Looking at the results of the survey, it was found that 48% of millennials (those born between 1981 and 1996) agree that spending money on these things is the main reason behind not being able to get themselves on the property ladder. IT appears that 33% of respondents disagree with this being the reason why.

It’s said that economic factors (over 2200 respondents) were also another reason as to why young adults aren’t able to purchase their first home and get on the property ladder.

The study also revealed that three in four (76%) of young adults cannot afford to get on the property ladder as a direct result of increasing house prices, stricter lending rules and low wage growth.

One recent report has shown that the first-time buyer house price-to-earnings ratio has in fact almost doubled since the 90’s. Not only this, but the average first-time buyer deposit has tripled from 5% in 1989, to 15% in 2019.

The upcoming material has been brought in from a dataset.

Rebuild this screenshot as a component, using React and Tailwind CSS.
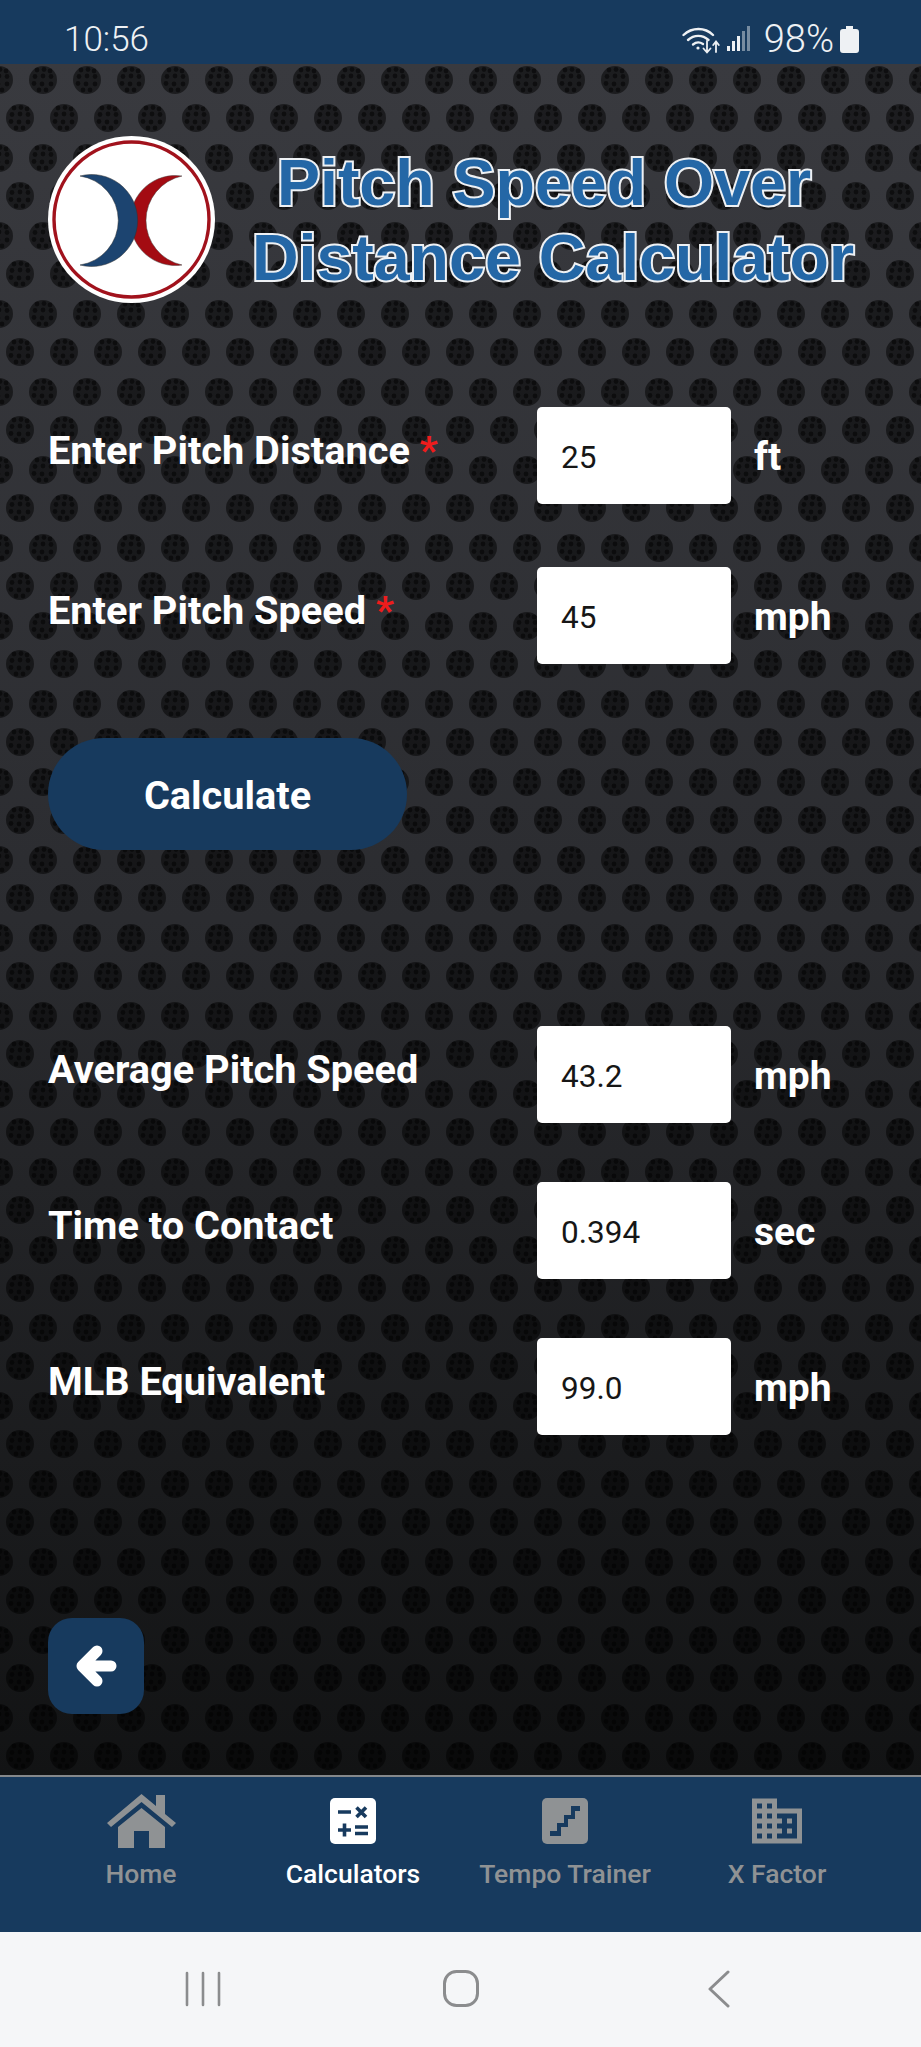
import React from "react";
import { MdDomain } from "react-icons/md";

function Holes() {
  const dots = [[-6,-10],[1,-10.5],[7,-9],[-8,-3.5],[0,-4],[8,-3.5],[-9,3.5],[-1,4],[8,4],[-4,10],[3,10]];
  const Hole = ({ x, y }) => (
    <g transform={`translate(${x} ${y})`} filter="url(#soft)">
      <circle r="14" fill="rgba(6,6,8,0.5)" />
      {dots.map(([a, b], i) => (
        <circle key={i} cx={a} cy={b} r="2.4" fill="rgba(0,0,0,0.5)" />
      ))}
    </g>
  );
  return (
    <svg className="absolute inset-0 h-full w-full" aria-hidden="true">
      <defs>
        <filter id="soft" x="-20%" y="-20%" width="140%" height="140%">
          <feGaussianBlur stdDeviation="0.6" />
        </filter>
        <pattern id="holes" width="44" height="78" patternUnits="userSpaceOnUse">
          <Hole x={-1} y={16} />
          <Hole x={43} y={16} />
          <Hole x={20} y={54} />
        </pattern>
      </defs>
      <rect width="100%" height="100%" fill="url(#holes)" />
    </svg>
  );
}

function Wifi() {
  return (
    <svg width="39" height="28" viewBox="0 0 39 28" fill="none" stroke="#eef1f4" strokeLinecap="round" aria-hidden="true">
      <path d="M1.5 9C10 1 23 1 31 9" strokeWidth="2.4" />
      <path d="M6 14C12 8.5 20.5 8.5 26.5 14" strokeWidth="2.4" />
      <path d="M11 18.5C14 16 18 16 21 18" strokeWidth="2.4" />
      <circle cx="16" cy="22" r="1.6" fill="#eef1f4" stroke="none" />
      <path d="M25 15V26M21.5 22.5L25 26.5L28.5 22.5" strokeWidth="1.8" />
      <path d="M34 26V16M31.2 19L34 15.5L36.8 19" strokeWidth="1.8" />
    </svg>
  );
}

function Signal() {
  const bars = [[0, 20, 1], [5, 15, 1], [10, 10, 1], [15, 5, 0.45], [20, 0, 0.45]];
  return (
    <svg width="24" height="26" viewBox="0 0 24 26" aria-hidden="true">
      {bars.map(([x, y, o]) => (
        <rect key={x} x={x} y={y} width="3" height={25 - y} fill="#eef1f4" opacity={o} />
      ))}
    </svg>
  );
}

function Battery() {
  return (
    <svg width="19" height="27" viewBox="0 0 19 27" aria-hidden="true">
      <path d="M6 0H13V3H16A3 3 0 0 1 19 6V24A3 3 0 0 1 16 27H3A3 3 0 0 1 0 24V6A3 3 0 0 1 3 3H6Z" fill="#eef1f4" />
    </svg>
  );
}

function Logo() {
  return (
    <svg width="167" height="167" viewBox="0 0 167 167" className="shrink-0" aria-hidden="true">
      <circle cx="83.5" cy="83.5" r="83.5" fill="#fff" />
      <circle cx="83.5" cy="83.5" r="77.5" fill="none" stroke="#a1121c" strokeWidth="3.4" />
      <path d="M134 40A45 45 0 1 0 134 129A45.5 45.5 0 0 1 134 40Z" fill="#a30b12" stroke="#444" strokeWidth="0.5" />
      <path d="M32 40A46 46 0 1 1 32 129A45 45 0 0 0 32 40Z" fill="#1c4470" stroke="#333" strokeWidth="0.5" />
    </svg>
  );
}

function Row({ label, req, value, unit, className }) {
  return (
    <div className={`flex items-start ${className}`}>
      <div className="w-[489px] shrink-0 pt-[22px] text-[39.7px] leading-[44px] font-bold text-white">
        {label}
        {req && <span className="text-[#ee1c1c]"> *</span>}
      </div>
      <input
        readOnly
        value={value}
        className="h-[97px] w-[194px] shrink-0 rounded-[5px] bg-white pt-[3px] pl-[24px] text-[31.5px] text-[#161616] outline-none"
      />
      <div className="ml-[23px] pt-[28px] text-[39px] leading-[44px] font-bold text-white">{unit}</div>
    </div>
  );
}

function NavItem({ label, active, children }) {
  return (
    <div className="flex flex-1 flex-col items-center">
      <div className="flex h-[60px] items-center justify-center">{children}</div>
      <div className={`mt-[7px] text-[26.5px] leading-[32px] font-medium ${active ? "text-white" : "text-[#8f9294]"}`}>{label}</div>
    </div>
  );
}

export default function App() {
  return (
    <div className="flex h-[2047px] w-[921px] flex-col overflow-hidden font-['Roboto',sans-serif]">
      <div className="flex h-[64px] shrink-0 items-start justify-between bg-[#173a5e] pt-[26px] pl-[64px] pr-[62px]">
        <div className="text-[35px] leading-[27px] font-light text-[#eef1f4]">10:56</div>
        <div className="flex items-start">
          <Wifi />
          <div className="ml-[6px]"><Signal /></div>
          <div className="ml-[13px] text-[38px] leading-[27px] font-light text-[#eef1f4]">98%</div>
          <div className="ml-[6px]"><Battery /></div>
        </div>
      </div>

      <div className="relative flex-1 bg-gradient-to-b from-[#393a3f] via-[#2b2c30] to-[#121314] pl-[48px]">
        <Holes />
        <div className="relative">
          <div className="flex items-start pt-[72px]">
            <Logo />
            <h1 className="ml-[35px] pt-[10px] w-[606px] text-center font-['Liberation_Sans',sans-serif] text-[64.5px] leading-[75px] font-bold text-[#2467a6] [-webkit-text-stroke:4px_#eef1f4] [paint-order:stroke_fill]">
              <span className="block pr-[18px]">Pitch Speed Over</span>
              <span className="block">Distance Calculator</span>
            </h1>
          </div>

          <Row className="mt-[104px]" label="Enter Pitch Distance" req value="25" unit="ft" />
          <Row className="mt-[63px]" label="Enter Pitch Speed" req value="45" unit="mph" />

          <div className="mt-[74px] flex h-[112px] w-[359px] items-center justify-center rounded-full bg-[#173a5e] pt-[3px] text-[39.7px] font-bold text-white">
            Calculate
          </div>

          <Row className="mt-[176px]" label="Average Pitch Speed" value="43.2" unit="mph" />
          <Row className="mt-[59px]" label="Time to Contact" value="0.394" unit="sec" />
          <Row className="mt-[59px]" label="MLB Equivalent" value="99.0" unit="mph" />

          <div className="mt-[183px] flex h-[96px] w-[96px] items-center justify-center rounded-[24px] bg-[#173a5e]">
            <svg width="42" height="44" viewBox="0 0 42 44" fill="none" stroke="#fff" strokeWidth="11" strokeLinecap="round" strokeLinejoin="round" aria-hidden="true">
              <path d="M36 22H8M22 7L7 22L22 37" />
            </svg>
          </div>
        </div>
      </div>

      <div className="flex h-[157px] shrink-0 border-t-2 border-[#85888b] bg-[#173a5e] pl-[35px] pr-[38px] pt-[14px]">
        <NavItem label="Home">
          <svg width="69" height="54" viewBox="0 0 69 54" fill="#8f9294" aria-hidden="true">
            <path d="M0 29L34.5 0L49 12V1H58V20L69 29L65 33L34.5 8L4 33Z" />
            <path d="M34.5 14L58 33V54H42V37H27V54H11V33Z" />
          </svg>
        </NavItem>
        <NavItem label="Calculators" active>
          <svg width="46" height="46" viewBox="0 0 46 46" aria-hidden="true">
            <rect width="46" height="46" rx="5" fill="#fff" />
            <g stroke="#173a5e" strokeWidth="3.6" fill="none">
              <path d="M8 14H21M26.500 9.500L36 19M36 9.500L26.500 19" />
              <path d="M8 32H21M14.500 25.500V38.500M25 29H38M25 35.500H38" />
            </g>
          </svg>
        </NavItem>
        <NavItem label="Tempo Trainer">
          <svg width="46" height="46" viewBox="0 0 46 46" aria-hidden="true">
            <rect width="46" height="46" rx="5" fill="#8f9294" />
            <path d="M8 33H15V25H22V17H29V8H38V13H33V21H26V29H19V38H8Z" fill="#173a5e" />
          </svg>
        </NavItem>
        <NavItem label="X Factor">
          <MdDomain size={60} color="#8f9294" />
        </NavItem>
      </div>

      <div className="flex h-[115px] shrink-0 items-center justify-center bg-[#f5f6f8] pb-[2px]">
        <div className="flex w-[258px] justify-center">
          <svg width="36" height="36" viewBox="0 0 36 36" stroke="#8b8c8e" strokeWidth="2.6" strokeLinecap="round" aria-hidden="true">
            <path d="M2 2V34M18 2V34M34 2V34" />
          </svg>
        </div>
        <div className="flex w-[258px] justify-center">
          <svg width="36" height="37" viewBox="0 0 36 37" fill="none" aria-hidden="true">
            <rect x="1.500" y="1.500" width="33" height="34" rx="12" stroke="#8b8c8e" strokeWidth="3" />
          </svg>
        </div>
        <div className="flex w-[258px] justify-center">
          <svg width="22" height="38" viewBox="0 0 22 38" fill="none" stroke="#8b8c8e" strokeWidth="3" strokeLinecap="round" strokeLinejoin="round" aria-hidden="true">
            <path d="M20 2L2 19L20 36" />
          </svg>
        </div>
      </div>
    </div>
  );
}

According to the older generation (Baby Boomers), it is believed that younger workers are less motivated than older workers in the workplace (54%%). However, the youngest generation (Gen Z), say that the younger generation are more motivated compared to those older (42%). The apparent lack of motivation in the younger generation is said to be a reason why they struggle to get on the property ladder.

Professor Bobby Duffy, director of the Policy Institute at King’s College London, said: “The suggestion that the huge challenges young people face in buying their own home can be solved by skipping fancy coffees and Netflix entirely misses the point – but it’s still believed by half the public. That so many think it’s the case will be partly because it’s so often repeated by commentators.

“But it also reflects our general tendency to think bad of today’s young people.”

Professor Duffy said people always think the current youth are the worst ever, adding: “We also tend to think of young people as lazy, with half of people again saying they are less motivated at work than older people.

“But we think better of young people from our own youth: only 29% think young people were less motivated than older workers when we ourselves were young.

“Part of the reason for our clichéd view of young people will be that we now live much more separately than in the past, with young people more concentrated in cities and older people in smaller towns and villages. Most of the public correctly identify that this is the reality now – but 56% of us also think this has always been the case, when it’s actually a relatively recent trend, starting in the 1990s.”